[Begin INFORMATION PROVIDED]

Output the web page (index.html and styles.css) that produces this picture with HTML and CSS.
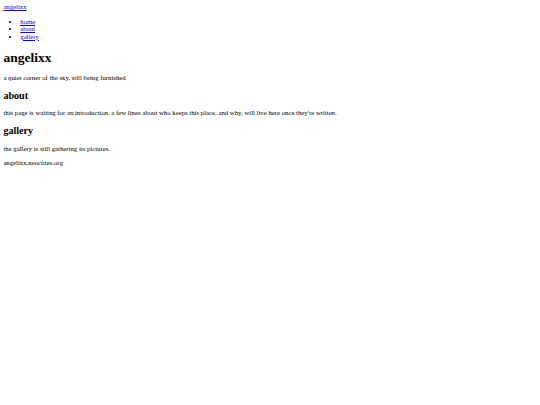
FILE: index.html
```html
<!DOCTYPE html>
<html>
<head>
<meta charset="utf-8">
<title>angelixx</title>
<link rel="stylesheet" href="styles.css">
</head>
<body>
<header class="site-header">
<a class="brand" href="#">angelixx</a>
<nav>
<ul class="nav-list">
<li><a href="#">home</a></li>
<li><a href="#">about</a></li>
<li><a href="#">gallery</a></li>
</ul>
</nav>
</header>
<main>
<h1 class="title">angelixx</h1>
<p class="text">a quiet corner of the sky, still being furnished</p>
<section>
<h2 class="heading">about</h2>
<p class="text">this page is waiting for an introduction. a few lines about who keeps this place, and why, will live here once they're written.</p>
</section>
<section>
<h2 class="heading">gallery</h2>
<p class="text">the gallery is still gathering its pictures.</p>
</section>
</main>
<footer>
<p class="text">angelixx.neocities.org</p>
</footer>
</body>
</html>
```
FILE: styles.css
```css
html {
  background: #fff;
}
body {
  margin: 3.375px;
  font-family: "Liberation Serif", "Times New Roman", serif;
  font-size: 6.75px;
  line-height: 7.6px;
  color: #000;
}
a {
  color: #0000ee;
}
.nav-list {
  margin: 6.75px 0;
  padding-left: 16.875px;
}
.title {
  font-size: 13.5px;
  line-height: 15px;
  margin: 9.045px 0;
}
.heading {
  font-size: 10.125px;
  line-height: 11.2px;
  margin: 8.4px 0;
}
.text {
  margin: 6.75px 0;
}
```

[End INFORMATION PROVIDED]

Every line of the data should be copied as it stands, without the images.

Output the web page (index.html and styles.css) that produces this picture with HTML and CSS.
FILE: index.html
```html
<!DOCTYPE html>
<html>
<head>
<meta charset="utf-8">
<title>angelixx</title>
<link rel="stylesheet" href="styles.css">
</head>
<body>
<header class="site-header">
<a class="brand" href="#">angelixx</a>
<nav>
<ul class="nav-list">
<li><a href="#">home</a></li>
<li><a href="#">about</a></li>
<li><a href="#">gallery</a></li>
</ul>
</nav>
</header>
<main>
<h1 class="title">angelixx</h1>
<p class="text">a quiet corner of the sky, still being furnished</p>
<section>
<h2 class="heading">about</h2>
<p class="text">this page is waiting for an introduction. a few lines about who keeps this place, and why, will live here once they're written.</p>
</section>
<section>
<h2 class="heading">gallery</h2>
<p class="text">the gallery is still gathering its pictures.</p>
</section>
</main>
<footer>
<p class="text">angelixx.neocities.org</p>
</footer>
</body>
</html>
```
FILE: styles.css
```css
html {
  background: #fff;
}
body {
  margin: 3.375px;
  font-family: "Liberation Serif", "Times New Roman", serif;
  font-size: 6.75px;
  line-height: 7.6px;
  color: #000;
}
a {
  color: #0000ee;
}
.nav-list {
  margin: 6.75px 0;
  padding-left: 16.875px;
}
.title {
  font-size: 13.5px;
  line-height: 15px;
  margin: 9.045px 0;
}
.heading {
  font-size: 10.125px;
  line-height: 11.2px;
  margin: 8.4px 0;
}
.text {
  margin: 6.75px 0;
}
```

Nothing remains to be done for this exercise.